Rating: Summary: A story of loss Review: Double Down is a terrific book about loss. Frederick and Steve Barthelme are brothers who moved to Mississippi to become college professors. They come from a very close knit family, and when it is unwoven from the death of their Mother and Father, a gambling addiction is triggered. Steve and Frederick become regulars at The Grand, a local casino, and they start going at least once a week and spending the whole night there all the way into early morning. After blowing all of their inheritance from their parents, they are acussed of cheating. They were indicted and charged with a felony, and forever kicked out of their favorite casino.
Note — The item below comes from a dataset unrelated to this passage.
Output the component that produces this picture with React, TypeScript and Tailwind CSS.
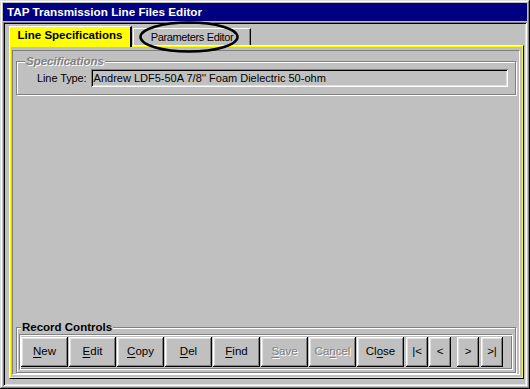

This didn't stop their gambling addiction, however it did slow it down. They make fewer trips, to another casino and are less intense gamblers. The book was well written and for the most part it kept my attention. Some parts they seemed to ramble off about their parents and family, and it gets slow. The accounts of their gambling binges keep you wanting more. They know they should stop, but keep throwing their money in anyway. I recommend this to everyone who is intrested in gambling.
Rating: Summary: Double Down Review: Double Down, a book about two brothers who discover the world of gambling, has the suspense and drama needed for a good gambling story. The two brothers, who happen to be respectable college professors, move down South to Mississippi to be around their parents. The family, which has drifted apart through the years, has come together for their parent's final years. Soon after their dad die's, the inheritance money starts burning a hole in the brother's pockets. Riverboat gambling puts out the fire. The wild ride lasts for two years, until the Casino accuses them of cheating. Through it all, the brother's learn about themselves, family, and why people do the things they do.